Carriers have reported for the first time the number of instances they’ve been asked to provide some form of subscriber information to law enforcement officials. Nine carriers in the U.S., including Sprint, AT&T, Verizon, and T-Mobile, released information in response to a Congressional inquiry, and revealed that they responded to a whopping 1.3 million requests for information in the past year. AT&T alone receives approximately 700 requests per day, with about 230 (33%) regarded as emergencies that do not require the normal court orders and subpoena.

The carriers also released historical information which suggests a strong uptick in the number of times information was requested in 2011 compared to previous years. Requests were up approximately 30% on AT&T in 2011 from 2010, and as more people use smartphones to organize their lives, we expect that this number will increase fairly consistently over the next several years.
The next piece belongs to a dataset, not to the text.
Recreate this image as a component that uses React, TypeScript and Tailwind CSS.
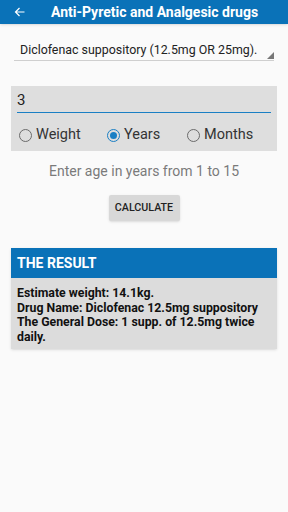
import { useState } from 'react';

type Unit = 'weight' | 'years' | 'months';

function Radio({ label, checked, onClick }: { label: string; checked: boolean; onClick: () => void }) {
  return (
    <button type="button" onClick={onClick} className="flex items-center gap-[4px]">
      <span
        className={`flex h-[13px] w-[13px] items-center justify-center rounded-full border-[1.5px] ${
          checked ? 'border-[#1a7fc4]' : 'border-[#6b6b6b]'
        }`}
      >
        {checked && <span className="h-[7px] w-[7px] rounded-full bg-[#1a7fc4]" />}
      </span>
      <span className="text-[14.5px] text-[#333]">{label}</span>
    </button>
  );
}

export default function App() {
  const [age, setAge] = useState('3');
  const [unit, setUnit] = useState<Unit>('years');

  return (
    <div className="flex h-[512px] w-[288px] flex-col bg-[#fafafa] font-['Roboto',sans-serif]">
      {/* Toolbar */}
      <header className="flex h-[24px] items-center bg-[#0a72b8] shadow-sm">
        <svg className="ml-[14px] h-[12px] w-[12px]" viewBox="0 0 24 24" fill="none" stroke="white" strokeWidth="2.4">
          <path d="M21 12H4M11 4l-8 8 8 8" />
        </svg>
        <h1 className="ml-[25px] text-[14px] font-bold text-white">Anti-Pyretic and Analgesic drugs</h1>
      </header>

      {/* Drug spinner */}
      <div className="mx-[14px] mt-[16px] flex h-[21px] items-center border-b border-[#cfcfcf] pl-[6px]">
        <span className="text-[12.4px] text-[#222]">Diclofenac suppository (12.5mg OR 25mg).</span>
        <svg className="ml-auto mt-[10px] h-[7px] w-[7px]" viewBox="0 0 8 8">
          <path d="M8 0V8H0Z" fill="#777" />
        </svg>
      </div>

      {/* Input panel */}
      <div className="mx-[11px] mt-[25px] bg-[#dedede] px-[6px] pb-[2px] pt-[6px]">
        <div className="flex h-[21px] items-end border-b-[1.5px] border-[#1a7fc4] pb-[1px]">
          <input
            value={age}
            onChange={(e) => setAge(e.target.value)}
            className="w-full bg-transparent text-[15px] text-[#222] caret-[#1a7fc4] outline-none"
          />
        </div>
        <div className="ml-[2px] mt-[8px] flex h-[28px] items-center">
          <div className="w-[88px]"><Radio label="Weight" checked={unit === 'weight'} onClick={() => setUnit('weight')} /></div>
          <div className="w-[80px]"><Radio label="Years" checked={unit === 'years'} onClick={() => setUnit('years')} /></div>
          <Radio label="Months" checked={unit === 'months'} onClick={() => setUnit('months')} />
        </div>
      </div>

      <p className="mt-[10px] text-center text-[14px] text-[#7a7a7a]">Enter age in years from 1 to 15</p>

      <div className="mt-[13px] flex justify-center">
        <button type="button" className="h-[26px] w-[71px] rounded-[2px] bg-[#d8d8d8] text-[10.7px] font-medium text-[#222] shadow-sm">
          CALCULATE
        </button>
      </div>

      {/* Result */}
      <div className="mx-[11px] mt-[27px] bg-[#dcdcdc] shadow-sm">
        <div className="flex h-[30px] items-center bg-[#0a72b8] px-[6px]">
          <span className="text-[14px] font-bold text-white">THE RESULT</span>
        </div>
        <div className="px-[6px] pb-[5px] pt-[8px] text-[12.3px] font-bold leading-[14.5px] text-[#111]">
          <p>Estimate weight: 14.1kg.</p>
          <p>Drug Name: Diclofenac 12.5mg suppository</p>
          <p>The General Dose: 1 supp. of 12.5mg twice daily.</p>
        </div>
      </div>
    </div>
  );
}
Of course, not all of these requests for information are legitimate; carriers frequently deny requests that they view as legally questionable or unjustified, with at least one of the nine carriers reportedly sending questionable inquiries to the F.B.I. for review. These included, but were not limited to, instances in which the carrier deemed an emergency was not really present or when law enforcement agencies failed to get the required court subpoena.

Though there were instances in which law enforcement requested information it didn’t actually need, there is a fine balance between privacy concerns and law enforcement needing quick data from carriers to help them solve crimes. There’s no way for the requests to be fully justified 100% of the time, as law enforcement relies on officers sometimes having more information than they actually need to paint a full picture of a crime. Sure, they can get better at ensuring the process is followed, but compliance is never going to be 100%, especially when one considers the time-sensitive nature of police work.

Congressional officials were surprised by the findings in the report, including the ones who requested the information from carriers in the first place. Representative Edward J. Markey (D – Mass.) was one of the individuals who requested the reports, and stated that he “never expected it to be this massive,” referring to the 1.3 million total requests for information in 2011, and that amid worries that “digital dragnets” threatened to violate the privacy of mobile customers, “there’s a real danger [that] we’ve already crossed the line.”

Others in the community agree that the line may have been crossed, with an ACLU. investigation finding that carriers routinely turned over information without proper court orders.  The ACLU surveyed 200 law enforcement agencies nationwide and found that many local and state police agencies successfully gathered cell records including GPS location without the proper authority. ACLU lawyer Chris Calabrese suggests that one way to ensure compliance is to hold carriers and law enforcement agencies to consistent standards and practices, which Calabrese feels will balance individual privacy with law enforcement’s need to solve crimes.